_Task requirements:_ Restate each line of the listing exactly, without carrying over any pictures.

..............................

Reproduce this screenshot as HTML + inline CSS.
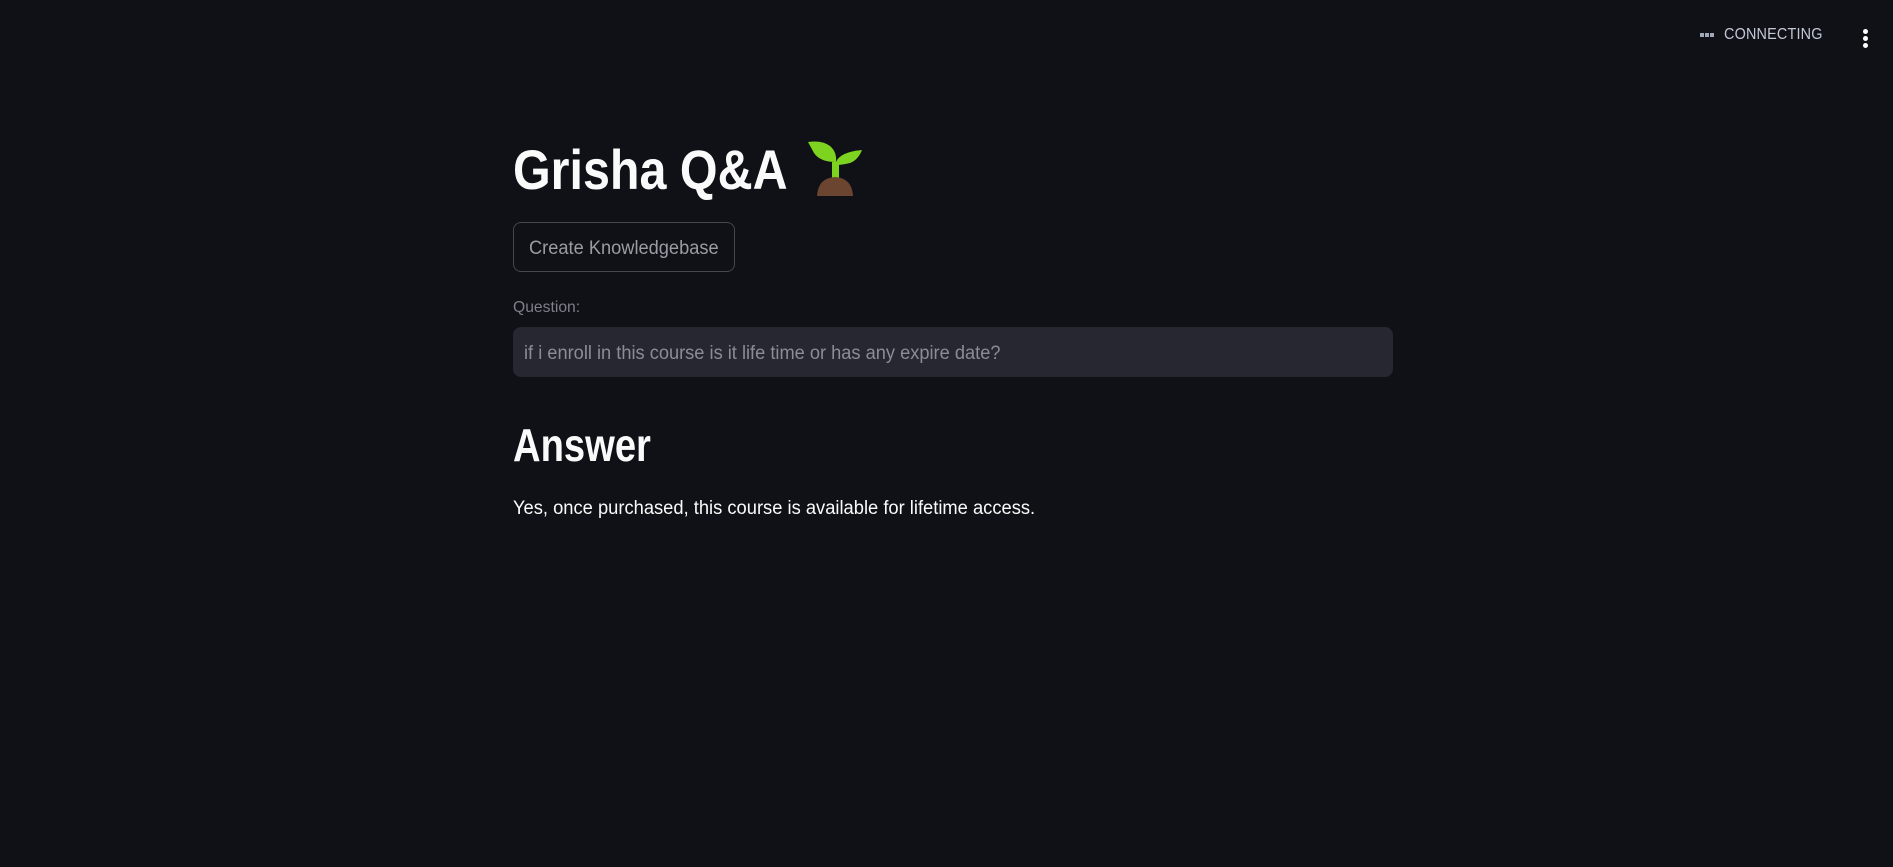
<!DOCTYPE html>
<html><head><style>
html,body{margin:0;padding:0;background:#0f1117;width:1893px;height:867px;overflow:hidden;font-family:"Liberation Sans",sans-serif;}
.abs{position:absolute;}
</style></head><body>
<div class="abs" style="left:1700px;top:33px;width:14px;height:4px;">
<div class="abs" style="left:0;top:0;width:4px;height:4px;background:#a3a8b8"></div>
<div class="abs" style="left:5px;top:0;width:4px;height:4px;background:#a3a8b8"></div>
<div class="abs" style="left:10px;top:0;width:4px;height:4px;background:#a3a8b8"></div>
</div>
<div class="abs" style="left:1724px;top:26px;font-size:16px;color:#c3c8d6;letter-spacing:0.2px;transform:scaleX(0.9);transform-origin:left;">CONNECTING</div>
<div class="abs" style="left:1863px;top:29px;width:5px;height:5px;border-radius:50%;background:#fff"></div>
<div class="abs" style="left:1863px;top:36px;width:5px;height:5px;border-radius:50%;background:#fff"></div>
<div class="abs" style="left:1863px;top:43px;width:5px;height:5px;border-radius:50%;background:#fff"></div>

<div class="abs" style="left:513px;top:137px;font-size:56px;font-weight:bold;color:#fafafa;transform:scaleX(0.865);transform-origin:left;white-space:nowrap;">Grisha Q&amp;A</div>
<svg class="abs" style="left:808px;top:140px" width="56" height="56" viewBox="0 0 56 56">
<path d="M24 52 L24 22 L31 22 L31 52 Z" fill="#7ed321"/>
<path d="M0 2 Q14 0 22 6 Q29 12 28 22 Q12 22 6 13 Z" fill="#7ed321"/>
<path d="M28 22 Q32 12 54 10 Q50 20 42 23 Q34 25 28 25 Z" fill="#7ed321"/>
<path d="M9 56 Q10 38 27 37 Q44 38 45 56 Z" fill="#6b4530"/>
</svg>

<div class="abs" style="left:513px;top:222px;width:220px;height:48px;border:1px solid #45474f;border-radius:8px;"></div>
<div class="abs" style="left:529px;top:238px;font-size:19px;color:#9a9ca3;transform:scaleX(0.96);transform-origin:left;white-space:nowrap;">Create Knowledgebase</div>

<div class="abs" style="left:513px;top:299px;font-size:16px;color:#7d8089;transform:scaleX(0.98);transform-origin:left;">Question:</div>
<div class="abs" style="left:513px;top:327px;width:880px;height:50px;background:#262730;border-radius:8px;"></div>
<div class="abs" style="left:524px;top:343px;font-size:19px;color:#8b8d95;transform:scaleX(0.96);transform-origin:left;white-space:nowrap;">if i enroll in this course is it life time or has any expire date?</div>

<div class="abs" style="left:513px;top:418px;font-size:46px;font-weight:bold;color:#fafafa;transform:scaleX(0.83);transform-origin:left;white-space:nowrap;">Answer</div>
<div class="abs" style="left:513px;top:498px;font-size:19px;color:#fafafa;transform:scaleX(0.965);transform-origin:left;white-space:nowrap;">Yes, once purchased, this course is available for lifetime access.</div>
</body></html>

..............................

_Answer for this exercise:_
Reproduce this screenshot as HTML + inline CSS.
<!DOCTYPE html>
<html><head><style>
html,body{margin:0;padding:0;background:#0f1117;width:1893px;height:867px;overflow:hidden;font-family:"Liberation Sans",sans-serif;}
.abs{position:absolute;}
</style></head><body>
<div class="abs" style="left:1700px;top:33px;width:14px;height:4px;">
<div class="abs" style="left:0;top:0;width:4px;height:4px;background:#a3a8b8"></div>
<div class="abs" style="left:5px;top:0;width:4px;height:4px;background:#a3a8b8"></div>
<div class="abs" style="left:10px;top:0;width:4px;height:4px;background:#a3a8b8"></div>
</div>
<div class="abs" style="left:1724px;top:26px;font-size:16px;color:#c3c8d6;letter-spacing:0.2px;transform:scaleX(0.9);transform-origin:left;">CONNECTING</div>
<div class="abs" style="left:1863px;top:29px;width:5px;height:5px;border-radius:50%;background:#fff"></div>
<div class="abs" style="left:1863px;top:36px;width:5px;height:5px;border-radius:50%;background:#fff"></div>
<div class="abs" style="left:1863px;top:43px;width:5px;height:5px;border-radius:50%;background:#fff"></div>

<div class="abs" style="left:513px;top:137px;font-size:56px;font-weight:bold;color:#fafafa;transform:scaleX(0.865);transform-origin:left;white-space:nowrap;">Grisha Q&amp;A</div>
<svg class="abs" style="left:808px;top:140px" width="56" height="56" viewBox="0 0 56 56">
<path d="M24 52 L24 22 L31 22 L31 52 Z" fill="#7ed321"/>
<path d="M0 2 Q14 0 22 6 Q29 12 28 22 Q12 22 6 13 Z" fill="#7ed321"/>
<path d="M28 22 Q32 12 54 10 Q50 20 42 23 Q34 25 28 25 Z" fill="#7ed321"/>
<path d="M9 56 Q10 38 27 37 Q44 38 45 56 Z" fill="#6b4530"/>
</svg>

<div class="abs" style="left:513px;top:222px;width:220px;height:48px;border:1px solid #45474f;border-radius:8px;"></div>
<div class="abs" style="left:529px;top:238px;font-size:19px;color:#9a9ca3;transform:scaleX(0.96);transform-origin:left;white-space:nowrap;">Create Knowledgebase</div>

<div class="abs" style="left:513px;top:299px;font-size:16px;color:#7d8089;transform:scaleX(0.98);transform-origin:left;">Question:</div>
<div class="abs" style="left:513px;top:327px;width:880px;height:50px;background:#262730;border-radius:8px;"></div>
<div class="abs" style="left:524px;top:343px;font-size:19px;color:#8b8d95;transform:scaleX(0.96);transform-origin:left;white-space:nowrap;">if i enroll in this course is it life time or has any expire date?</div>

<div class="abs" style="left:513px;top:418px;font-size:46px;font-weight:bold;color:#fafafa;transform:scaleX(0.83);transform-origin:left;white-space:nowrap;">Answer</div>
<div class="abs" style="left:513px;top:498px;font-size:19px;color:#fafafa;transform:scaleX(0.965);transform-origin:left;white-space:nowrap;">Yes, once purchased, this course is available for lifetime access.</div>
</body></html>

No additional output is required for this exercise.